Since I have only three more seasons of Baker T. to go, and then a few more of Davison, Baker C. and McCoy (and the McGann TV movie), I expect to be finished before the end of 2014, though in all probability I’ll get the revitalised series on DVD (or indeed Blu-ray) as well.  Watching the show nearly every night over dinner (though this has been harder with my, ahem, regenerated social calendar!), has been an experience over the past couple of years, and it’s not over yet…

(And yes, I’ll get back to that C++ Dalek strategy game one day!)

If you’ve made it this far through my interminable ramblings (both in terms of this post and my blog in general), you’re probably wondering who my favourite Doctor is.  Well, I like them all in their own ways (I’m sure I’ll even enjoy Eccleston’s stories more when I watch them again, but oddly I’ve never seen them repeated on BBC3 — it was just Tennant’s ones ad nauseam!), but I reckon Pertwee is my favourite in the classic series, and Tennant in the revitalised series.

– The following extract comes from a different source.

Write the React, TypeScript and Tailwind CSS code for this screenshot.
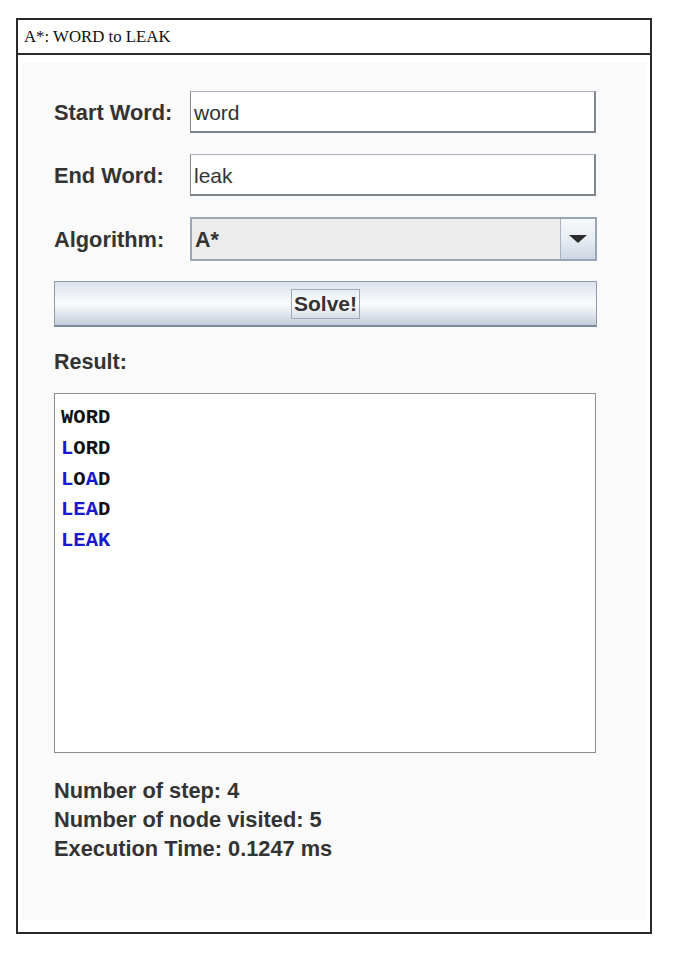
import React from "react";

const SANS = "font-['Liberation_Sans',Arial,sans-serif]";

type Step = { word: string; changed: boolean[] };

const STEPS: Step[] = [
  { word: "WORD", changed: [false, false, false, false] },
  { word: "LORD", changed: [true, false, false, false] },
  { word: "LOAD", changed: [true, false, true, false] },
  { word: "LEAD", changed: [true, true, true, false] },
  { word: "LEAK", changed: [true, true, true, true] },
];

function Field({ label, value }: { label: string; value: string }) {
  return (
    <div className="flex h-[42px] items-center">
      <span className="w-[136px] pt-[3px] text-[21.8px] font-bold text-[#333]">{label}</span>
      <div className="flex h-[42px] w-[406px] items-center border-t border-l border-r-2 border-b-2 border-t-[#a9b3bf] border-l-[#868c94] border-r-[#80868d] border-b-[#7d838a] bg-white pl-[3px] pt-[2px] text-[21px] text-[#333]">
        {value}
      </div>
    </div>
  );
}

function Combo() {
  return (
    <div className="flex h-[44px] items-center">
      <span className="w-[136px] pt-[3px] text-[21.8px] font-bold text-[#333]">Algorithm:</span>
      <div className="flex h-[44px] w-[407px] border-2 border-[#98a6b8] bg-[#ececec]">
        <div className="flex flex-1 items-center pl-[3px] pt-[2px] text-[21.5px] font-bold text-[#333]">A*</div>
        <div className="flex w-[35px] items-center justify-center border-l border-[#a8b4c3] bg-gradient-to-b from-[#f7f9fb] via-[#e8edf3] to-[#cdd6e2]">
          <svg width="20" height="10" viewBox="0 0 20 10">
            <path d="M1 1 L19 1 L10 9 Z" fill="#2b2b2b" />
          </svg>
        </div>
      </div>
    </div>
  );
}

export default function App() {
  return (
    <div className={`min-h-[958px] bg-white pt-[18px] pl-[16px] ${SANS}`}>
      <div className="w-[636px] border-2 border-[#2a2a2a]">
        <div className="flex h-[35px] items-center border-b-2 border-[#2a2a2a] pl-[6px] font-['Liberation_Serif','Times_New_Roman',serif] text-[16.8px] text-[#111]">
          A*: WORD to LEAK
        </div>
        <div className="px-[4px] pt-[7px] pb-[12px]">
          <div className="flex h-[858px] flex-col bg-[#fafafa] pl-[32px] pt-[29px]">
            <Field label="Start Word:" value="word" />
            <div className="mt-[21px]">
              <Field label="End Word:" value="leak" />
            </div>
            <div className="mt-[21px]">
              <Combo />
            </div>
            <div className="mt-[20px] flex h-[46px] w-[543px] items-center justify-center border border-b-2 border-[#8e99a9] border-b-[#7f8897] bg-gradient-to-b from-[#dbe2ec] via-[#fbfcfd] to-[#c5cfdc]">
              <span className="border border-[#9ea8b6] px-[2px] py-[1px] text-[21px] font-bold leading-[26px] text-[#333]">
                Solve!
              </span>
            </div>
            <div className="mt-[23px] h-[24px] text-[21.5px] font-bold leading-[24px] text-[#333]">Result:</div>
            <div className="mt-[19px] h-[360px] w-[542px] border border-[#8d8d8d] bg-white pl-[6px] pt-[9px] font-['Liberation_Mono','Courier_New',monospace] text-[20.5px] font-bold leading-[30.8px]">
              {STEPS.map((s) => (
                <div key={s.word}>
                  {s.word.split("").map((ch, i) => (
                    <span key={i} className={s.changed[i] ? "text-[#1a1acc]" : "text-[#111]"}>
                      {ch}
                    </span>
                  ))}
                </div>
              ))}
            </div>
            <div className="mt-[23px] text-[21.8px] font-bold leading-[29px] text-[#333]">
              <div>Number of step: 4</div>
              <div>Number of node visited: 5</div>
              <div>Execution Time: 0.1247 ms</div>
            </div>
          </div>
        </div>
      </div>
    </div>
  );
}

The first two Doctors, however, have a fascination for me, perhaps because so many of their episodes (especially in Troughton’s case) were lost in the 1970s.  This era also includes my favourite story, Troughton’s very first, The Power of the Daleks — again, probably due to it being missing (apart from soundtrack, John Cura “tele-snaps” and odd clips).  But oh, perhaps it’s been found in Nigeria?  Now that’d be a Christmas present…

(Phew, this post took a lot of work, and I haven’t even looked for clips on YouTube — stuff it, you can do that yourselves!)